Moving forward more than 300 years, Elizabethan England was home to Alice Leevers, who was put on trial and punished on several occasions for illegally practising medicine. Though other women were imprisoned for ‘impersonating’ doctors, Alice was finally allowed to go about her business peace following intervention from Lord Chamberlain in 1586, which raises the possibility that Queen Elizabeth I – a patron of the medical profession herself – knew of the case. 

Others, however, were not so lucky. Whilst a blind eye may have been turned to Alice Leever’s activities, on 16 February 1631 Susan Lyon appeared before a panel at the then College of Physicians and was forbidden for producing or selling any more medicines. Her crime, according to the official records known as annals, was not just that she made medicines, but that she sold them on to an unlicensed Dutch physician. In the 17th century the number of licensed physicians was relatively small and other professionals, particularly apothecaries, provided care to a large proportion of the population. In Susan’s case the Worshipful Society of Apothecaries intervened and compelled Susan, who had learnt her skills from her deceased husband, to train her second husband as an apothecary in order to be allowed to continue in business. 

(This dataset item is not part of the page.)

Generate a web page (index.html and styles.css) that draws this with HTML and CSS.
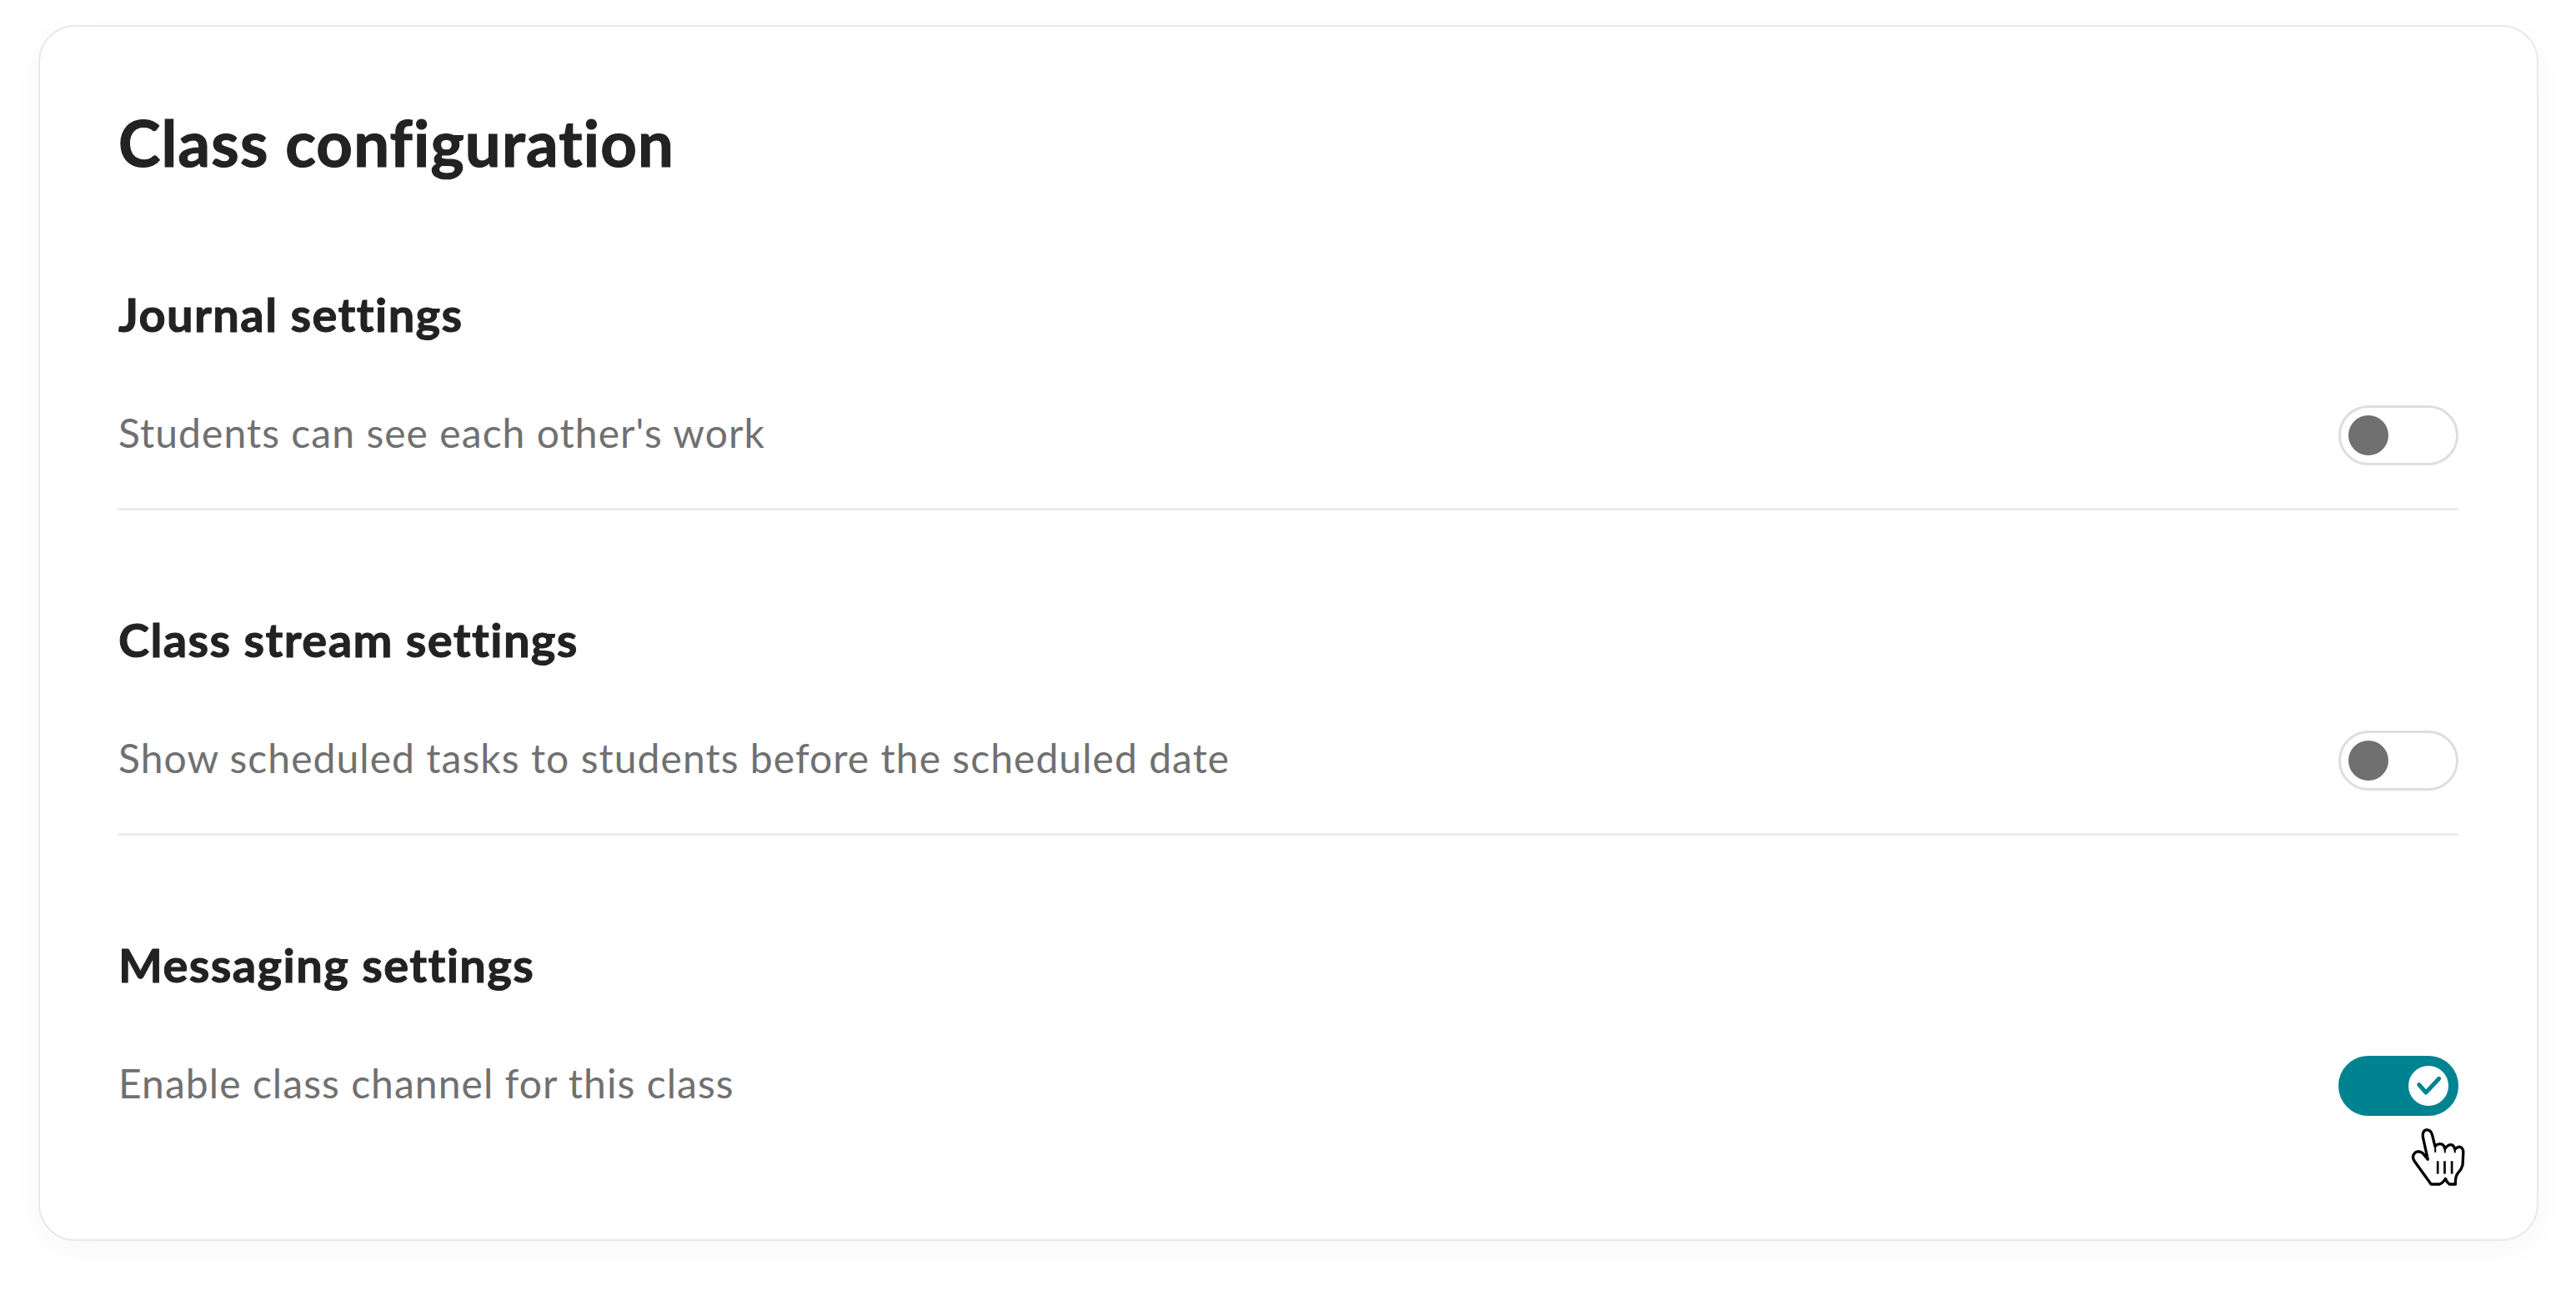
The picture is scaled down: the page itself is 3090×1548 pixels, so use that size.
FILE: index.html
```html
<!DOCTYPE html>
<html lang="en">
<head>
    <meta charset="UTF-8">
    <title>Class configuration</title>
    <link rel="stylesheet" href="styles.css">
</head>
<body>
    <div class="config-card">
        <h1>Class configuration</h1>

        <section class="settings-group">
            <h2>Journal settings</h2>
            <div class="setting-row">
                <span class="setting-label">Students can see each other's work</span>
                <span class="toggle"><span class="toggle-knob"></span></span>
            </div>
        </section>

        <section class="settings-group">
            <h2>Class stream settings</h2>
            <div class="setting-row">
                <span class="setting-label">Show scheduled tasks to students before the scheduled date</span>
                <span class="toggle"><span class="toggle-knob"></span></span>
            </div>
        </section>

        <section class="settings-group last">
            <h2>Messaging settings</h2>
            <div class="setting-row">
                <span class="setting-label">Enable class channel for this class</span>
                <span class="toggle on">
                    <span class="toggle-knob">
                        <svg viewBox="0 0 48 48" width="48" height="48">
                            <path d="M12.7 22.7 L21 32 L36.7 15.3" fill="none" stroke="#008391" stroke-width="5" stroke-linecap="round" stroke-linejoin="round"/>
                        </svg>
                    </span>
                    <svg class="cursor" viewBox="390 362 206 220" width="69" height="73">
                        <path d="M468 570 L408 487 Q396 470 410 456 Q424 446 438 458 L456 480 L438 398 Q436 376 452 373 Q468 374 472 392 L482 432 Q496 420 508 426 Q516 430 518 442 Q530 424 544 428 Q552 432 554 444 Q566 430 578 438 Q586 444 584 462 L582 500 Q578 516 566 528 Q554 542 556 570 L534 570 Q524 562 520 550 Q510 566 498 570 Z" fill="#fff" stroke="#000" stroke-width="10" stroke-linejoin="round"/>
                        <path d="M492 486 V532 M517 486 V532 M543 486 V532" fill="none" stroke="#000" stroke-width="8"/>
                        <path d="M483 432 V455 M518 442 V456 M554 444 V456" fill="none" stroke="#000" stroke-width="6"/>
                    </svg>
                </span>
            </div>
        </section>
    </div>
</body>
</html>
```

FILE: styles.css
```css
body {
    margin: 0;
    padding: 30px 45px 60px 46px;
    background-color: #fff;
    font-family: "Lato", "Open Sans", sans-serif;
    font-variant-ligatures: none;
}
.config-card {
    padding: 95px 94px 148px 94px;
    border: 2px solid #e8e8e8;
    border-radius: 44px;
    background-color: #fff;
    box-shadow: 0 10px 40px rgba(0, 0, 0, 0.03);
}
h1 {
    margin: 0 0 132px 0;
    font-size: 76px;
    line-height: 88px;
    font-weight: 700;
    letter-spacing: 1.2px;
    -webkit-text-stroke: 1.2px #222;
    color: #222;
}
h2 {
    margin: 0 0 79px 0;
    font-size: 56px;
    line-height: 60px;
    font-weight: 700;
    letter-spacing: 1.4px;
    -webkit-text-stroke: 1px #222;
    color: #222;
}
.settings-group {
    margin-bottom: 125px;
    padding-bottom: 51px;
    border-bottom: 3px solid #ececec;
}
.settings-group.last {
    margin-bottom: 0;
    padding-bottom: 0;
    border-bottom: none;
}
.setting-row {
    display: flex;
    justify-content: space-between;
    align-items: center;
    height: 72px;
}
.setting-label {
    padding-bottom: 7px;
    font-size: 48px;
    letter-spacing: 1.05px;
    color: #707070;
}
.toggle {
    position: relative;
    display: flex;
    align-items: center;
    width: 144px;
    height: 72px;
    padding: 0 9px;
    box-sizing: border-box;
    border: 3px solid #dedede;
    border-radius: 36px;
    background-color: #fff;
}
.toggle-knob {
    display: block;
    width: 48px;
    height: 48px;
    border-radius: 50%;
    background-color: #707070;
}
.toggle.on {
    justify-content: flex-end;
    border-color: #008391;
    background-color: #008391;
}
.toggle.on .toggle-knob {
    background-color: #fff;
}
.cursor {
    position: absolute;
    left: 82px;
    top: 82px;
}
```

A legal bond on display dated 24 February 1709 records that Elizabeth Pratt agreed to immediately cease all medical practice and take down a sign for her services from her door. In this case, however, the authorities had good cause: Elizabeth had administered ‘crude mercury’ to Mary Morecock for a sore throat, resulting in the patient’s death. 

Approval from the church

The archives of the Archbishop of Canterbury yields letters of recommendation for Elizabeth Moore of Market Harborough in Leicestershire. Outside the City of London it was bishops, rather than the College of Physicians, who issued licences to practise medicine, as happened for Elizabeth on 17 January 1690. Testimonials from the time describe her as ‘a person of great skills and experience in the practice of physick, very safe in her administrations & very successful’. Between 1613 and 1696 the Archbishop of Canterbury licensed no fewer than 12 medical women, making them some of the earliest sanctioned female doctors.

Challenging gender identities

Born a little under a century later in 1789, James Barry became a doctor after an oral examination in front of a panel of experts. An enigmatic image depicts Dr James Barry, who rose to one of the British Army’s most senior medical officers. However, this seemingly conventional story becomes more complicated and interesting when following Barry’s death it was discovered that he had actually been born Margaret Anne Bulkley and only began living as a man in teenage years in order to be allowed to secure a career in medicine. The discovery of Barry’s sex assigned at birth caused a scandal, and raises questions as to how many others might have taken a similar route into medicine in the past. 

Contemporary women doctors

The voices of medical women from the last 100 years also appear as audio testimonies. Participants describe their experiences of the 20th century and contemporary medicine, with accounts making clear that although the amount and seniority of women in the profession has increased dramatically, debates on the ‘proper place’ of women in medicine still persist in certain circles. 

Marking milestones including Vote100, NHS70 and the centenary of the end of the First World War, This vexed question opens the debate about what it means, and has meant, to be a woman and a doctor. It opens at the Royal College of Physicians on 19 September 2018 and runs until 19 January 2019. The exhibition and permanent collection will open Monday to Friday 9am to 5pm. Admission is free.